The realization that evolution’s search engine proceeds blindly, thus gradually, came from Darwin. Before he came along, the assumption was that the process proceeded by huge leaps — which was the only way anyone could explain the sudden appearance of new species. Darwin saw things differently. He had been thinking long and hard about scarcity. He realized that because resources are often scarce, organisms are always in competition with one another. In this endless battle, those individuals who happen to possess some slight innate advantage will flourish, and pass along that advantage to their descendants. By this method, new species could be created — one imperfect change at a time. But this certainly wasn’t going to happen quickly.

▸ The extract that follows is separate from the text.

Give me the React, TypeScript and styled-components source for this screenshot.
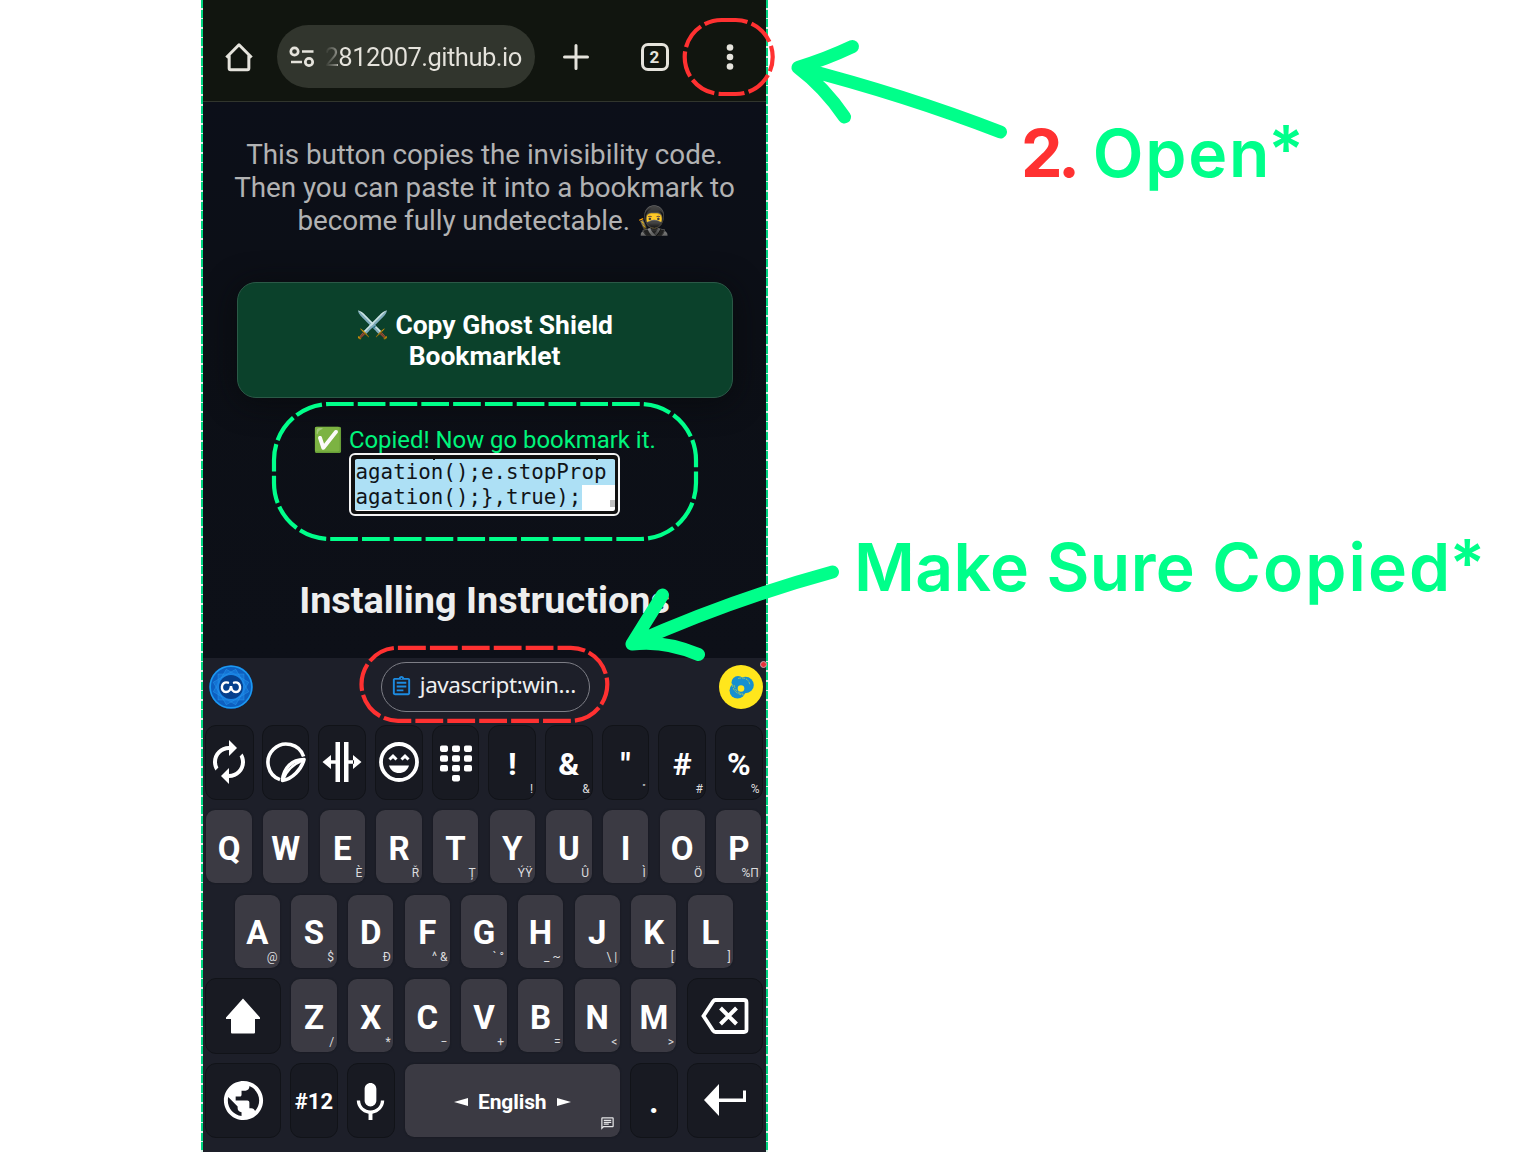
import React from "react";
import styled, { createGlobalStyle } from "styled-components";
import {
  MdAutorenew,
  MdOutlineAssignment,
  MdOutlineChat,
  MdPublic,
  MdKeyboardVoice,
} from "react-icons/md";

const GREEN = "#00ff8a";
const RED = "#ff3131";

const Global = createGlobalStyle`
  * { box-sizing: border-box; }
  body { margin: 0; background: #fff; }
`;

const Page = styled.main`
  position: relative;
  width: 1536px;
  height: 1152px;
  overflow: hidden;
  padding-left: 201px;
  background: #fff;
  font-family: Roboto, "Liberation Sans", sans-serif;
`;

const Phone = styled.section`
  width: 567px;
  height: 1152px;
  display: flex;
  flex-direction: column;
  padding: 0 2px;
  background: repeating-linear-gradient(180deg, #00d581 0 8px, #d8f5e8 8px 9.6px);
`;

const Toolbar = styled.header`
  height: 102px;
  flex: none;
  display: flex;
  align-items: center;
  padding: 12px 32.5px 0 20.5px;
  background: #11150f;
  border-bottom: 1.5px solid #31352d;
  color: #e5e3dc;
  svg { display: block; flex: none; }
`;

const UrlPill = styled.div`
  width: 258px;
  height: 63px;
  margin: 0 27px 0 23px;
  padding: 0 12px;
  border-radius: 32px;
  background: #31352d;
  display: flex;
  align-items: center;
  gap: 10px;
`;

const UrlText = styled.span`
  font-size: 25.6px;
  letter-spacing: -0.55px;
  white-space: nowrap;
  background: linear-gradient(90deg, #31352d 0, #5b5e56 6px, #8b8c85 12px, #e5e3dc 13px);
  background-clip: text;
  color: transparent;
`;

const TabCount = styled.span`
  width: 28px;
  height: 28px;
  margin: 0 57px 0 51px;
  border: 3px solid #e5e3dc;
  border-radius: 7px;
  display: grid;
  place-items: center;
  font-size: 17px;
  font-weight: 700;
`;

const Content = styled.div`
  height: 556px;
  flex: none;
  display: flex;
  flex-direction: column;
  align-items: center;
  background: linear-gradient(#0c0f19, #0c0f16 40%, #0d1018);
`;

const Intro = styled.p`
  margin: 36px 0 0;
  font-size: 27.8px;
  line-height: 33px;
  text-align: center;
  color: #b2b2b3;
  white-space: nowrap;
  letter-spacing: -0.04px;
`;

const Line = styled.span`
  display: block;
`;

const Emoji = styled.span`
  font-family: "Noto Color Emoji", sans-serif;
  letter-spacing: 0;
`;

const CopyButton = styled.button`
  width: 496px;
  height: 116px;
  margin: 45px 0 0;
  padding: 1px 0 0;
  border: 1.5px solid #2b5947;
  border-radius: 19px;
  background: #0b412b;
  box-shadow: 0 4px 30px rgba(8, 10, 12, 0.8);
  color: #fff;
  font: 700 26.4px/31px Roboto, sans-serif;
`;

const Copied = styled.p`
  margin: 27px 0 0;
  font-size: 23.9px;
  line-height: 30px;
  color: #00f57c;
  white-space: nowrap;
`;

const CodeBox = styled.div`
  width: 271px;
  height: 63px;
  margin-top: -2px;
  padding: 3.5px;
  border: 2px solid #f3f3f3;
  border-radius: 6px;
  background: #101010;
`;

const CodeInner = styled.div`
  height: 52px;
  position: relative;
  overflow: hidden;
  padding-top: 1.5px;
  border-radius: 2px;
  background: linear-gradient(#ade0f5 3px, #fff 3px);
  color: #101418;
  font: 20.8px/25px "DejaVu Sans Mono", monospace;
  letter-spacing: 0.03px;
`;

const CodeLine = styled.div<{ $width: string }>`
  width: ${(p) => p.$width};
  height: 25px;
  padding-left: 1px;
  background: #ade0f5;
  white-space: pre;
`;

const Descender = styled.i<{ $x: number }>`
  position: absolute;
  left: ${(p) => p.$x}px;
  top: 0;
  width: 2px;
  height: 1.5px;
  background: #101418;
`;

const Grip = styled.i`
  position: absolute;
  right: 0;
  bottom: 4px;
  width: 5px;
  height: 7px;
  background: #bfbfbf;
`;

const Title = styled.h2`
  margin: 61px 0 0;
  font-size: 37.8px;
  line-height: 46px;
  font-weight: 700;
  color: #eeeeee;
  white-space: nowrap;
`;

const Keyboard = styled.div`
  flex: 1;
  background: #1d1f29;
  color: #fff;
`;

const Suggestions = styled.div`
  height: 62px;
  padding: 0 3px 4px 5.5px;
  display: flex;
  align-items: center;
  justify-content: space-between;
  svg { display: block; flex: none; }
`;

const Clip = styled.div`
  width: 209px;
  height: 50px;
  margin: 0 1px 0 0;
  padding: 0 0 4px 8px;
  border: 1.5px solid #7d7e86;
  border-radius: 25px;
  display: flex;
  align-items: center;
  gap: 7px;
  font: 22.5px/28px "Noto Sans", sans-serif;
  letter-spacing: -0.42px;
  white-space: nowrap;
  color: #efeff0;
  svg { color: #1d8be0; position: relative; top: 1px; }
`;

const Sticker = styled.div`
  position: relative;
  height: 44px;
`;

const Dot = styled.i`
  position: absolute;
  top: -4px;
  right: -3.5px;
  width: 7px;
  height: 7px;
  border-radius: 50%;
  border: 1px solid #c9a6aa;
  background: #e8323c;
`;

const KeyRow = styled.div<{ $inset?: boolean }>`
  height: 84.5px;
  margin: 0 -2px 0 -2.3px;
  padding: 0 ${(p) => (p.$inset ? 28.3 : 0)}px;
  display: flex;
`;

const Cell = styled.div<{ $span: number; $dark?: boolean }>`
  width: ${(p) => p.$span * 56.65}px;
  flex: none;
  padding: ${(p) => (p.$dark ? "4.5px" : "5.7px")};
  display: flex;
`;

const Cap = styled.div<{ $dark?: boolean; $size: number }>`
  position: relative;
  flex: 1;
  display: flex;
  align-items: center;
  justify-content: center;
  border-radius: ${(p) => (p.$dark ? 11 : 9)}px;
  border: ${(p) => (p.$dark ? "1.5px solid #111318" : "0 solid")};
  background: ${(p) => (p.$dark ? "#181a22" : "#3b3a43")};
  box-shadow: ${(p) => (p.$dark ? "none" : "0 0 2px #14161d")};
  font-size: ${(p) => p.$size}px;
  font-weight: 700;
  white-space: nowrap;
  padding-top: ${(p) => (p.$dark ? 0 : 3)}px;
  svg { display: block; flex: none; }
`;

const Glyph = styled.span<{ $dark?: boolean }>`
  margin: ${(p) => (p.$dark ? "3px 0 0" : "0")};
`;

const Hint = styled.span<{ $dark?: boolean }>`
  position: absolute;
  right: ${(p) => (p.$dark ? 2 : 2.5)}px;
  bottom: ${(p) => (p.$dark ? 3 : 3.5)}px;
  font-size: 12px;
  line-height: 14px;
  font-weight: 400;
  color: #dcdcde;
`;

const TinyQuote = styled.span`
  font-size: 8px;
  font-weight: 700;
  vertical-align: 3px;
  margin-right: 1px;
`;

const Language = styled.span`
  display: flex;
  align-items: center;
  gap: 10px;
  font-size: 21px;
  letter-spacing: -0.1px;
`;

const HintIcon = styled.span`
  position: absolute;
  right: 5px;
  bottom: 6px;
  color: #e4e4e6;
`;

const Caption = styled.div<{ $x: number; $y: number; $ls: number }>`
  position: absolute;
  left: ${(p) => p.$x}px;
  top: ${(p) => p.$y}px;
  font: 600 66px/80px Inter, sans-serif;
  letter-spacing: ${(p) => p.$ls}px;
  color: ${GREEN};
  white-space: nowrap;
`;

const Step = styled.span`
  color: ${RED};
  font-weight: 700;
  letter-spacing: -4.5px;
  margin-right: 0;
`;

const Wide = styled.span<{ $ls: number }>`
  letter-spacing: ${(p) => p.$ls}px;
`;

const Star = styled.span`
  position: relative;
  top: -4px;
  margin-left: -3px;
`;

const Marks = styled.svg`
  position: absolute;
  inset: 0;
  fill: none;
`;

const StickerIcon = () => (
  <svg width="42" height="42" viewBox="0 0 42 42" fill="none" stroke="#fff" strokeWidth="3.6">
    <path d="M15 38.6A18.3 18.3 0 1 1 38.6 15.5" />
    <path d="M39 18.500C27 18.500 18.500 27 17.500 39.500C27 38 36.500 28.500 39 18.500Z" strokeLinejoin="round" />
    <path d="M18 39C21 31 28 23 38 19.500" strokeWidth="2.400" />
  </svg>
);

const LoopIcon = styled(MdAutorenew)`
  margin-left: -1px;
`;

const MicIcon = styled(MdKeyboardVoice)`
  margin-left: -1px;
`;

const SplitIcon = () => (
  <svg width="40" height="42" viewBox="0 0 40 42" fill="#fff">
    <path d="M13.500 1h4.500v40h-4.500zM22 1h4.500v40H22zM9 14v14l-8.500-7zM31 14v14l8.500-7zM8 19.200h6v3.600H8zM26 19.200h6v3.600h-6z" />
  </svg>
);

const SmileIcon = () => (
  <svg width="42" height="42" viewBox="0 0 42 42" fill="none" stroke="#fff">
    <circle cx="21" cy="21" r="18" strokeWidth="3.800" />
    <path d="M11.500 18.500 15 15 18.500 18.500M23.500 18.500 27 15 30.500 18.500" strokeWidth="3" />
    <path d="M11 24.500H31C29.500 29.500 25.500 32 21 32S12.500 29.500 11 24.500Z" fill="#fff" stroke="none" />
  </svg>
);

const PadIcon = () => (
  <svg width="34" height="40" viewBox="0 -2 34 40" fill="#fff">
    {[0, 1, 2].map((r) =>
      [0, 1, 2].map((c) => <rect key={`${r}${c}`} x={1 + c * 12} y={1.5 + r * 9.8} width="8" height="6.400" rx="1.800" />)
    )}
    <rect x="13" y="31" width="8" height="6.400" rx="1.800" />
  </svg>
);

const ShiftIcon = () => (
  <svg width="36" height="38" viewBox="0 0 36 38" fill="#fff">
    <path d="M18 1.500 35 20.500V22H30V35.500Q30 36.500 29 36.500H7Q6 36.500 6 35.500V22H1V20.500Z" />
  </svg>
);

const BackspaceIcon = () => (
  <svg width="48" height="38" viewBox="0 0 48 38" fill="none" stroke="#fff" strokeWidth="3.800">
    <path d="M14.500 3H43Q45.500 3 45.500 5.500V32.500Q45.500 35 43 35H14.500Q13 35 12 33.500L2.500 19 12 4.500Q13 3 14.500 3Z" />
    <path d="M19.500 11 35.500 27M35.500 11 19.500 27" strokeWidth="4" />
  </svg>
);

const EnterIcon = () => (
  <svg width="44" height="34" viewBox="0 0 44 34" fill="#fff">
    <path d="M1 17 16 1V15.500H40V7.500H43V19H16V33Z" />
  </svg>
);

const HomeIcon = () => (
  <svg width="30" height="30" viewBox="0 0 32 32" fill="none" stroke="#e5e3dc" strokeWidth="3.200" strokeLinejoin="round">
    <path d="M2.500 16.500 16 3 29.500 16.500M5.500 14.500V28Q5.500 29.500 7 29.500H25Q26.500 29.500 26.500 28V14.500" />
  </svg>
);

const TuneIcon = () => (
  <svg width="26" height="22" viewBox="0 0 26 22" fill="none" stroke="#e5e3dc" strokeWidth="2.700">
    <circle cx="5.500" cy="5.500" r="3.700" />
    <circle cx="20" cy="16" r="3.700" />
    <path d="M13 5.500H24.500M2 16H13" />
  </svg>
);

const BlueBadge = () => (
  <svg width="44" height="44" viewBox="0 0 44 44">
    <circle cx="22" cy="22" r="21.800" fill="#0d5fc0" />
    <circle cx="22" cy="22" r="20.800" fill="none" stroke="#1d9af0" strokeWidth="1.500" />
    <g fill="#1a86e8" fillOpacity=".5" stroke="#38aef5" strokeOpacity=".6" strokeWidth=".5">
      {[0, 30, 60].map((a) => (
        <rect key={a} x="9" y="9" width="26" height="26" transform={`rotate(${a} 22 22)`} />
      ))}
    </g>
    <circle cx="22" cy="22" r="12" fill="#06408d" />
    <path
      d="M19 17.700C11.500 15.500 11 27 17 27Q21.500 27 22 21Q22.500 27 27 27C33 27 32.500 15.500 25 17.700"
      fill="none" stroke="#fff" strokeWidth="2.400" strokeLinecap="round"
    />
  </svg>
);

const YellowBadge = () => (
  <svg width="44" height="44" viewBox="0 0 44 44">
    <circle cx="22" cy="22" r="22" fill="#ffe61c" />
    <g fill="#1690d0">
      <circle cx="19" cy="17.500" r="6.500" />
      <circle cx="26.500" cy="20" r="8.300" />
      <circle cx="18.500" cy="25.500" r="8" />
    </g>
    <g fill="none" stroke="#e9df2c" strokeWidth=".6">
      <path d="M13 19Q15 30 26 30M19 13.500Q29 11 31 20M15 20Q17 28 24 29" strokeDasharray="3 1" />
    </g>
    <circle cx="22" cy="23.500" r="3.300" fill="#ffe61c" />
  </svg>
);

type KeyDef = {
  label: React.ReactNode;
  hint?: React.ReactNode;
  dark?: boolean;
  span?: number;
  size?: number;
};

const Key = ({ label, hint, dark, span = 1, size = 33 }: KeyDef) => (
  <Cell $span={span} $dark={dark}>
    <Cap $dark={dark} $size={size}>
      {typeof label === "string" ? <Glyph $dark={dark}>{label}</Glyph> : label}
      {hint && <Hint $dark={dark}>{hint}</Hint>}
    </Cap>
  </Cell>
);

const letters = (s: string, hints: string[]): KeyDef[] => s.split("").map((label, i) => ({ label, hint: hints[i] }));

const topKeys: KeyDef[] = [
  { label: <LoopIcon size={48} />, dark: true },
  { label: <StickerIcon />, dark: true },
  { label: <SplitIcon />, dark: true },
  { label: <SmileIcon />, dark: true },
  { label: <PadIcon />, dark: true },
  ...["!", "&", '"', "#", "%"].map((label) => ({
    label,
    hint: label === '"' ? <TinyQuote>"</TinyQuote> : label,
    dark: true,
    size: 32,
  })),
];

const rows: { keys: KeyDef[]; inset?: boolean }[] = [
  { keys: topKeys },
  { keys: letters("QWERTYUIOP", ["", "", "È", "Ř", "Ț", "ÝŸ", "Û", "Ì", "Ö", "%Π"]) },
  { keys: letters("ASDFGHJKL", ["@", "$", "Đ", "^ &", "` °", "_ ~", "\\ |", "[", "]"]), inset: true },
  {
    keys: [
      { label: <ShiftIcon />, dark: true, span: 1.5 },
      ...letters("ZXCVBNM", ["/", "*", "−", "+", "=", "<", ">"]),
      { label: <BackspaceIcon />, dark: true, span: 1.5 },
    ],
  },
];

export default function App() {
  return (
    <Page>
      <Global />
      <Phone>
        <Toolbar>
          <HomeIcon />
          <UrlPill>
            <TuneIcon />
            <UrlText>2812007.github.io</UrlText>
          </UrlPill>
          <svg width="28" height="28" viewBox="0 0 28 28" stroke="#e5e3dc" strokeWidth="3" strokeLinecap="round">
            <path d="M14 2.500V25.500M2.500 14H25.500" />
          </svg>
          <TabCount>2</TabCount>
          <svg width="8" height="28" viewBox="0 0 8 28" fill="#e5e3dc">
            <circle cx="4" cy="4.500" r="3.300" />
            <circle cx="4" cy="14" r="3.300" />
            <circle cx="4" cy="23.500" r="3.300" />
          </svg>
        </Toolbar>
        <Content>
          <Intro>
            <Line>This button copies the invisibility code.</Line>
            <Line>Then you can paste it into a bookmark to</Line>
            <Line>
              become fully undetectable. <Emoji>🥷</Emoji>
            </Line>
          </Intro>
          <CopyButton>
            <Line>
              <Emoji>⚔️</Emoji> Copy Ghost Shield
            </Line>
            <Line>Bookmarklet</Line>
          </CopyButton>
          <Copied>
            <Emoji>✅</Emoji> Copied! Now go bookmark it.
          </Copied>
          <CodeBox>
            <CodeInner>
              <CodeLine $width="100%">agation();e.stopProp</CodeLine>
              <CodeLine $width="227px">{"agation();},true);"}</CodeLine>
              <Descender $x={78} />
              <Descender $x={241} />
              <Grip />
            </CodeInner>
          </CodeBox>
          <Title>Installing Instructions</Title>
        </Content>
        <Keyboard>
          <Suggestions>
            <BlueBadge />
            <Clip>
              <MdOutlineAssignment size={23} />
              javascript:win…
            </Clip>
            <Sticker>
              <YellowBadge />
              <Dot />
            </Sticker>
          </Suggestions>
          {rows.map((row, i) => (
            <KeyRow key={i} $inset={row.inset}>
              {row.keys.map((k, j) => (
                <Key key={j} {...k} />
              ))}
            </KeyRow>
          ))}
          <KeyRow>
            <Key label={<MdPublic size={47} />} dark span={1.5} />
            <Key label="#12" dark size={22} />
            <Key label={<MicIcon size={47} />} dark />
            <Cell $span={4}>
              <Cap $size={21}>
                <Language>
                  <svg width="14" height="8" viewBox="0 0 14 8" fill="#fff"><path d="M0 4 14 0V8Z" /></svg>
                  English
                  <svg width="14" height="8" viewBox="0 0 14 8" fill="#fff"><path d="M14 4 0 0V8Z" /></svg>
                </Language>
                <HintIcon><MdOutlineChat size={15} /></HintIcon>
              </Cap>
            </Cell>
            <Key label="." dark size={33} />
            <Key label={<EnterIcon />} dark span={1.5} />
          </KeyRow>
        </Keyboard>
      </Phone>
      <Marks width="1536" height="1152" viewBox="0 0 1536 1152">
        <g stroke={RED} strokeWidth="4.200">
          <rect x="684.700" y="20" width="88" height="74" rx="37" strokeDasharray="26 4.300" />
          <rect x="361.500" y="647.800" width="245.800" height="73" rx="36.500" pathLength="568" strokeDasharray="27.500 4.050" />
        </g>
        <rect x="274" y="404" width="422" height="135" rx="56" stroke={GREEN} strokeWidth="4.200" pathLength="1010.240" strokeDasharray="27.500 4.070" strokeDashoffset="4" />
        <g stroke={GREEN} strokeWidth="13" strokeLinecap="round" strokeLinejoin="round">
          <path d="M852.500 46.500Q826 59 798 67.500Q824 87 844.500 117M798 67.500Q905 95 1000.500 132" />
          <path d="M662.500 595 632 644Q665 640 698.500 654.500M632 644Q730 600 832.500 572" />
        </g>
      </Marks>
      <Caption $x={1021} $y={113} $ls={0.4}>
        <Step>2.</Step> <Wide $ls={1.8}>Open</Wide>
        <Star>*</Star>
      </Caption>
      <Caption $x={854} $y={527} $ls={0.4}>
        Make Sure <Wide $ls={2.1}>Copied</Wide>
        <Star>*</Star>
      </Caption>
    </Page>
  );
}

In fact, historically, massive geological shifts — like a meteor impact or an ice age — turn out to be the only way to speed up the
process. What these shifts provide is a wedge that opens up novel ecological niches, new possibilities for the search engine of evolution to explore. This fits-and-starts hypothesis — what in 1972 evolutionary theorists Stephen Jay Gould and Niles Eldredge dubbed “punctuated equilibrium” — helps explain the sudden appearance of new species in the fossil record. But really, there’s nothing all that sudden about it — according to Gould, those periods of punctuation span roughly 50,000 to 100,000 years.

The point is this: Natural selection is a plodder’s game. It dithers. It wanders. Mildly beneficial mutations do not become radical steps forward overnight. Sure, one individual might be significantly taller or smarter or more long-lived than his peers, but no matter how beneficial the change, extremely long stretches of time are required for it to spread across an entire population. Those are the rules — or, at least until Robert Fogel came along — those were supposed to be the rules.

3.

Fogel spent the next two decades trying to figure out why humans were suddenly breaking those rules. He came to believe a steady stream of technological improvement — advances in food production, distribution, sanitation, public health, and medicine — facilitated our rapidly advancing evolutionary processes. “In the past hundred years,” says Fogel, “humans have gained an unprecedented degree of control over their environment, a degree of control so great that it sets them apart not only from all other species, but from all previous generations of
Homo sapiens
.”

Fogel’s core idea, which he calls
techno-physio evolution
and explained most fully in his 2011 book
The Changing Body
(cowritten with Roderick Floud, Bernard Harris, and Sok Chul Hong), is fairly straightforward: “The health and nutrition of one generation contributes, through mothers and through infant and childhood
experience, to the strength, health, and longevity of the next generation; at the same time, increased health and longevity enable the members of that next generation to work harder and longer and to create resources which can then, in their turn, be used to assist the next, and succeeding, generations to prosper.”